**Direction**. Gather all lines with the word "Generate" in them.

**Records for this task**.
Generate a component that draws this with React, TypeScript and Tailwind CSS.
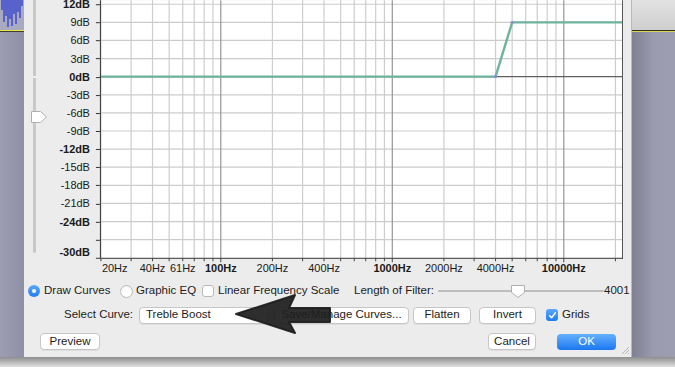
---
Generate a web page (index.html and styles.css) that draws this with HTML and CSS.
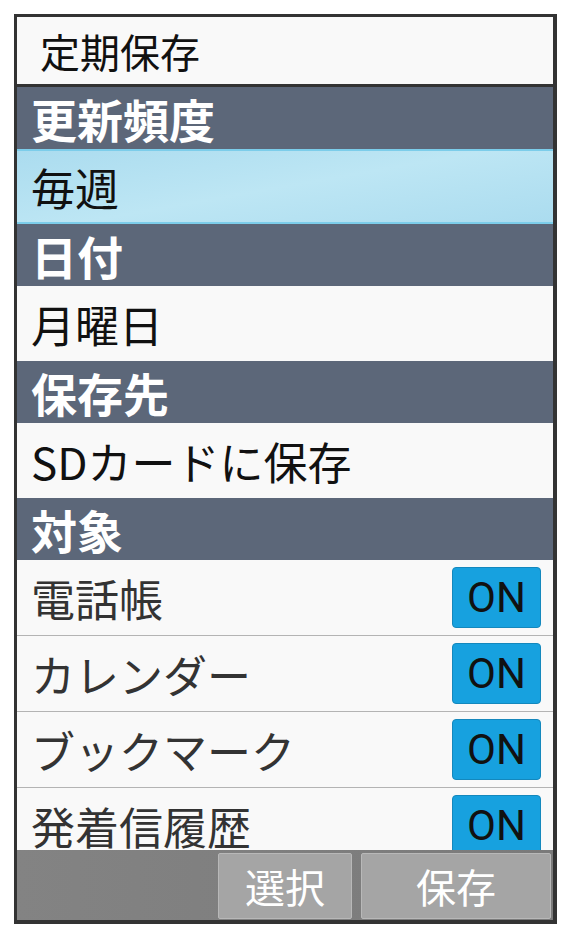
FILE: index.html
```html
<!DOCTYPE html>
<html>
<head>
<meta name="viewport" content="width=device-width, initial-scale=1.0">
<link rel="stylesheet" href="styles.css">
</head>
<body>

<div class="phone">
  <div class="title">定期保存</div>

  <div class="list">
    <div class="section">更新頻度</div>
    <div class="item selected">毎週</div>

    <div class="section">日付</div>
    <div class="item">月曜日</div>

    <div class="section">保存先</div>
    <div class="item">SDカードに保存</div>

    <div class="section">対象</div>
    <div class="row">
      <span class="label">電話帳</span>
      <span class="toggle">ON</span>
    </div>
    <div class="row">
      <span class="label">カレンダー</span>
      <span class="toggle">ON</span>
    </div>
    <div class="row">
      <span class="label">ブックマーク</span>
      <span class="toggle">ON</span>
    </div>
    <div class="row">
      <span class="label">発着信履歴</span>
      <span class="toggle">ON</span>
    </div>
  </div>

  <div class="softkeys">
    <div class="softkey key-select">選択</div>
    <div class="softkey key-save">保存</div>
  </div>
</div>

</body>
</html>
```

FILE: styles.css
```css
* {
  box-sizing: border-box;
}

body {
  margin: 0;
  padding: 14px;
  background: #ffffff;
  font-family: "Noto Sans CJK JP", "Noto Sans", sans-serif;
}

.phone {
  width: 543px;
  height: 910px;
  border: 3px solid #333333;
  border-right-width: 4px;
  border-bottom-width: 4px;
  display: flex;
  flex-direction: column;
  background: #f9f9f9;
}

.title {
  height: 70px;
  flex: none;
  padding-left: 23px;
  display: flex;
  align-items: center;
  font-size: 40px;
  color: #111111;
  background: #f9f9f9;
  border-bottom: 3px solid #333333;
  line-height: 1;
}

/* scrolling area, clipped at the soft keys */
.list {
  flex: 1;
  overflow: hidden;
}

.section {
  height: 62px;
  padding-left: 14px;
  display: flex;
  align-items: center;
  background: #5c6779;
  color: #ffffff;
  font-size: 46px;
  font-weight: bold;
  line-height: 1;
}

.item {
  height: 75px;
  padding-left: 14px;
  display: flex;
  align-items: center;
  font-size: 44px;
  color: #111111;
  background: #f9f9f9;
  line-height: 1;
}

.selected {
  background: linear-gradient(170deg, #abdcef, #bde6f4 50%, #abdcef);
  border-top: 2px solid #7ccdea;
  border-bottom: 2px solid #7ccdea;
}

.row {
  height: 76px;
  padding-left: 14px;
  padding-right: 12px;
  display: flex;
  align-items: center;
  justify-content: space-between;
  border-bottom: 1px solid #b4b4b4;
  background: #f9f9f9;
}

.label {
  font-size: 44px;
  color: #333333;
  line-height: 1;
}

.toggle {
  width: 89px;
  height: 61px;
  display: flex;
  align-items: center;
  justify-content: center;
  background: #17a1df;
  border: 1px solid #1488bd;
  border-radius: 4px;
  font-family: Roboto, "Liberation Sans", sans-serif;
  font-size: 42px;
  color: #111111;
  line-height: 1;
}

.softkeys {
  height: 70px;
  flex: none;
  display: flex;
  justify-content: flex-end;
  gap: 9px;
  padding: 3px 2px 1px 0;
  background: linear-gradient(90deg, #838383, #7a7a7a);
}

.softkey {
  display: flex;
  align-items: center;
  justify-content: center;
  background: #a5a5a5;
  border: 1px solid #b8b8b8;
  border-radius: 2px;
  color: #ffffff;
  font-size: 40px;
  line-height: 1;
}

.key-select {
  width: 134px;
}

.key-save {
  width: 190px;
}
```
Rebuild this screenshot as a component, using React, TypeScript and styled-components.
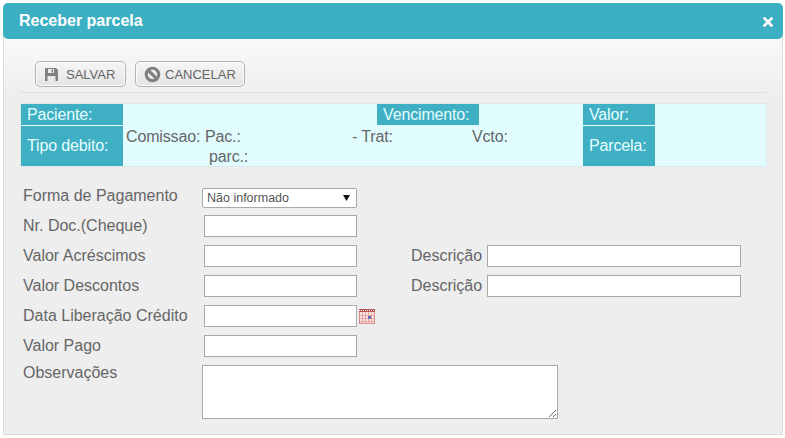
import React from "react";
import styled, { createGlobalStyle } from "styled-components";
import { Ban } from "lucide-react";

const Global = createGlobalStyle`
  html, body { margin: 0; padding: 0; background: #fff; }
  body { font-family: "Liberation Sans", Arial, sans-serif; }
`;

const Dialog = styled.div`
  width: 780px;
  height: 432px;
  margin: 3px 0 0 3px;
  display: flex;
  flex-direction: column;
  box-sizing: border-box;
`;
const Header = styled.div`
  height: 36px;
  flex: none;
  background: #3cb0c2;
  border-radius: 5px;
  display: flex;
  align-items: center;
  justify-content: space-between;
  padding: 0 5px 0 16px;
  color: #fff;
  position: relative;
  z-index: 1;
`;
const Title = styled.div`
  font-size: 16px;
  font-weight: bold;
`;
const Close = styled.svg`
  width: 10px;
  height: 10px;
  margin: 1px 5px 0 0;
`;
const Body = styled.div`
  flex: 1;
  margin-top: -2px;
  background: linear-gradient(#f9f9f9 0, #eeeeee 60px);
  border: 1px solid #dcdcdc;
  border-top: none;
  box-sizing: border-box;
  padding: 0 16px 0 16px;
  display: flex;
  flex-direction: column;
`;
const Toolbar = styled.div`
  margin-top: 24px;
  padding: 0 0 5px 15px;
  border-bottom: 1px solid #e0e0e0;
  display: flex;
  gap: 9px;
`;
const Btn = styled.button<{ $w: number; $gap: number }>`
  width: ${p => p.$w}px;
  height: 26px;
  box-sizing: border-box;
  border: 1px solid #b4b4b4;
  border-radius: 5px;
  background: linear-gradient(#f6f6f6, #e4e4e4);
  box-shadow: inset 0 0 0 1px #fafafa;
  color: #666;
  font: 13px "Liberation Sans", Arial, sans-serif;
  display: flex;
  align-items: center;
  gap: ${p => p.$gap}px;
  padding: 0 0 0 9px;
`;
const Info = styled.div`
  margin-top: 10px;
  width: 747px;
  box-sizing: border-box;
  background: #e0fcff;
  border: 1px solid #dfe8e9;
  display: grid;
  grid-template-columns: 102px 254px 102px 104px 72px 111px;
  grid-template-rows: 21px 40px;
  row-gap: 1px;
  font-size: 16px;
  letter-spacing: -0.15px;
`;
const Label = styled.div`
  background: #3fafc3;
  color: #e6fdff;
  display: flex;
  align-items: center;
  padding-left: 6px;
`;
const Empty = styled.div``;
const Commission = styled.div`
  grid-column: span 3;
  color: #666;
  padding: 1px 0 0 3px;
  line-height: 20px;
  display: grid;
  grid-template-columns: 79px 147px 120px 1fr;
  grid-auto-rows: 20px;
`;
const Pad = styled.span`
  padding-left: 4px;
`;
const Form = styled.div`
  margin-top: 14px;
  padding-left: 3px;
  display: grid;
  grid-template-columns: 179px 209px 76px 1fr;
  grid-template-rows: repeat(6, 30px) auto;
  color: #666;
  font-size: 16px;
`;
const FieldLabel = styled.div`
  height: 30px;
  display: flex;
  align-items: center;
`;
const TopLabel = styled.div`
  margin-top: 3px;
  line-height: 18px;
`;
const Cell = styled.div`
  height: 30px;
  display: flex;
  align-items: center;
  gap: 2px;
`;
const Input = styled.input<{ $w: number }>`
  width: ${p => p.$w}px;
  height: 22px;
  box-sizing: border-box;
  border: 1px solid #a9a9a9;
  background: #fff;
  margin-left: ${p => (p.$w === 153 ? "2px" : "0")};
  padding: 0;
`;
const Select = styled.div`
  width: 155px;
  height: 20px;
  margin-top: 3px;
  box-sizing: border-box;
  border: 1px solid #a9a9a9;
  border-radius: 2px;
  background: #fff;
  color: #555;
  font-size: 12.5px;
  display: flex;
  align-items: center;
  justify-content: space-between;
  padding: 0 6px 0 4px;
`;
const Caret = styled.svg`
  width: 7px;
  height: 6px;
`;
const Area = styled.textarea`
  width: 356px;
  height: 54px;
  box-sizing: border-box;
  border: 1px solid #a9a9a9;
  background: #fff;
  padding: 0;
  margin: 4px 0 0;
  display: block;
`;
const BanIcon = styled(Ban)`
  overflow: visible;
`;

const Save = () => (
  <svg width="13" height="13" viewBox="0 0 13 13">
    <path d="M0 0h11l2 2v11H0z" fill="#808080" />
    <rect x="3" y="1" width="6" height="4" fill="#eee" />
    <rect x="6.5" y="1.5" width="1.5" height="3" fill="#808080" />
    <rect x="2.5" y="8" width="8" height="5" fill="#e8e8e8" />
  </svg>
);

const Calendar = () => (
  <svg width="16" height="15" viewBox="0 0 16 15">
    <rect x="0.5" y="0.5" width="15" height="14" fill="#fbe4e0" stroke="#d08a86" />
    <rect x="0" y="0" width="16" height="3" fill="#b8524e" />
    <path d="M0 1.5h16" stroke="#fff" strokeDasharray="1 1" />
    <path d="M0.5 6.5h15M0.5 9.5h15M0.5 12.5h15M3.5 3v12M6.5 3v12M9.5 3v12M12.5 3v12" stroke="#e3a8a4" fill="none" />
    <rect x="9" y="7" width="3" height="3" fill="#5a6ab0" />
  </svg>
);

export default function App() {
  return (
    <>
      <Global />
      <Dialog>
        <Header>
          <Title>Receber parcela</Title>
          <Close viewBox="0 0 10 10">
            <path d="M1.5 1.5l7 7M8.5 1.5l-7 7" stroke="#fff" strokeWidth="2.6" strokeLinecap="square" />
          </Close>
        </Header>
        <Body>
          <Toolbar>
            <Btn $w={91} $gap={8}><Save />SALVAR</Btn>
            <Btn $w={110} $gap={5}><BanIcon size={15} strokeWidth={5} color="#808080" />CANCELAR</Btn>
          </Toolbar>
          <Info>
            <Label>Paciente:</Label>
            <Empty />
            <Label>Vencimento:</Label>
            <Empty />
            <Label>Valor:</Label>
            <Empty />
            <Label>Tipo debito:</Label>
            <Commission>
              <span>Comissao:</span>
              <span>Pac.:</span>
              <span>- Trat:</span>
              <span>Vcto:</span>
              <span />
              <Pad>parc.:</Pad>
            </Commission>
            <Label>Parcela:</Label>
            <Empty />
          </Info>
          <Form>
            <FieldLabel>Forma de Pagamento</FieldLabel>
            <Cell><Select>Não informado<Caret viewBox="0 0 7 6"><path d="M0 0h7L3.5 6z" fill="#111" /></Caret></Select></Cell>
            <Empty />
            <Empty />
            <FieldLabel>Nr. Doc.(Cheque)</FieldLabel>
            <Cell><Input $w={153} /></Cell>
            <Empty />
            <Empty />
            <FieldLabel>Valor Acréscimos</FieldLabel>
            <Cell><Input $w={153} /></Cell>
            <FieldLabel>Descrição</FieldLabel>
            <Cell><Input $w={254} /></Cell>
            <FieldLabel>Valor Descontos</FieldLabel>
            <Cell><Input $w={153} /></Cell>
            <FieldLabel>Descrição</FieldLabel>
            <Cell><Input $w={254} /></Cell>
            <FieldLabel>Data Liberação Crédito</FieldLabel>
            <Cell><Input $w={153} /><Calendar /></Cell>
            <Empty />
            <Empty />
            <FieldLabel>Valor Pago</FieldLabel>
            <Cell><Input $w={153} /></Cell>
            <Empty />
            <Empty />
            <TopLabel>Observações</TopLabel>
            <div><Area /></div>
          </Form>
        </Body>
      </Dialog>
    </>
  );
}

**Exercise output**.
Generate a component that draws this with React, TypeScript and Tailwind CSS.
Generate a web page (index.html and styles.css) that draws this with HTML and CSS.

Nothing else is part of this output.